Machining of a hollow shaft made of β-titanium Ti-10V-2Fe-3Al

• Published in: 2011 IEEE International Symposium on Assembly and Manufacturing (ISAM) pp. 1 - 6
• Main Authors: Machai, C., Biermann, D.
• Format: Conference Proceeding
• Language: English
• Published: IEEE 01.05.2011
• Subjects: Aging; hollow shaft; machining; Metals; Raw materials; Shafts; spin extrusion; Turning; β-Titanium
• ISBN: 1612843425; 9781612843421
• DOI: 10.1109/ISAM.2011.5942364

In several fields of application it is important to apply components with a balanced combination of high strength, low density and a high chemical resistance. The aerospace sector uses titanium-based materials to manufacture lightweight parts of increased safety such as structural components, turbine disks and blades or landing gears. The latter are often made of β-titanium alloys offering the highest strength-to-weight ratio. New applications of this emerging group of alloys can be developed if a hollow shaft of high strength is available, for example in the drive train of automobiles.

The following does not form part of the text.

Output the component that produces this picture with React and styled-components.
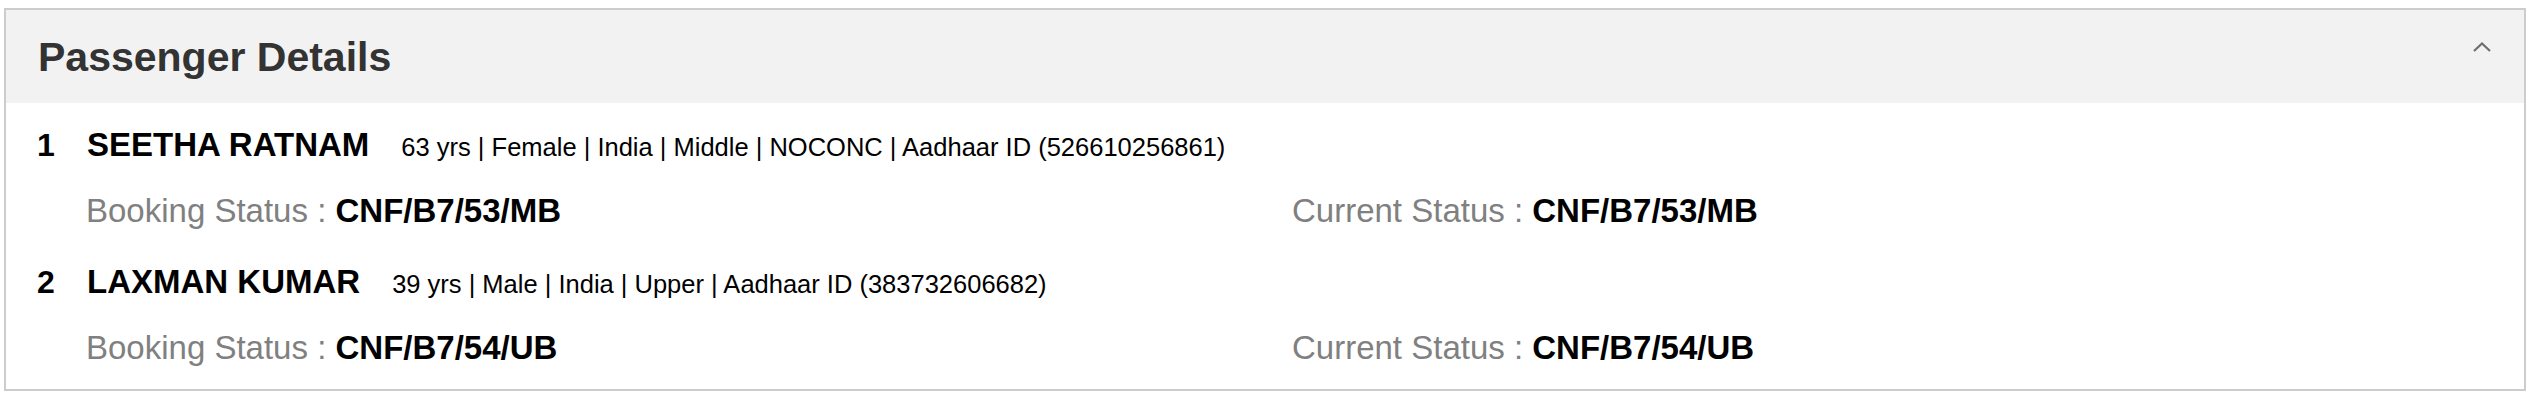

The presented process sequence for manufacturing a hollow β-titanium shaft consists of an incremental forming process followed by a longitudinal turning operation. The machinability of the β-titanium alloy Ti-10V-2Fe-3Al is investigated at the undeformed raw material featuring two different conditions of heat treatment, and is compared with the machinability of the formed hollow shaft. Beside the cutting speed, the heat treatment of the material determines the development of tool wear and the occurring process forces.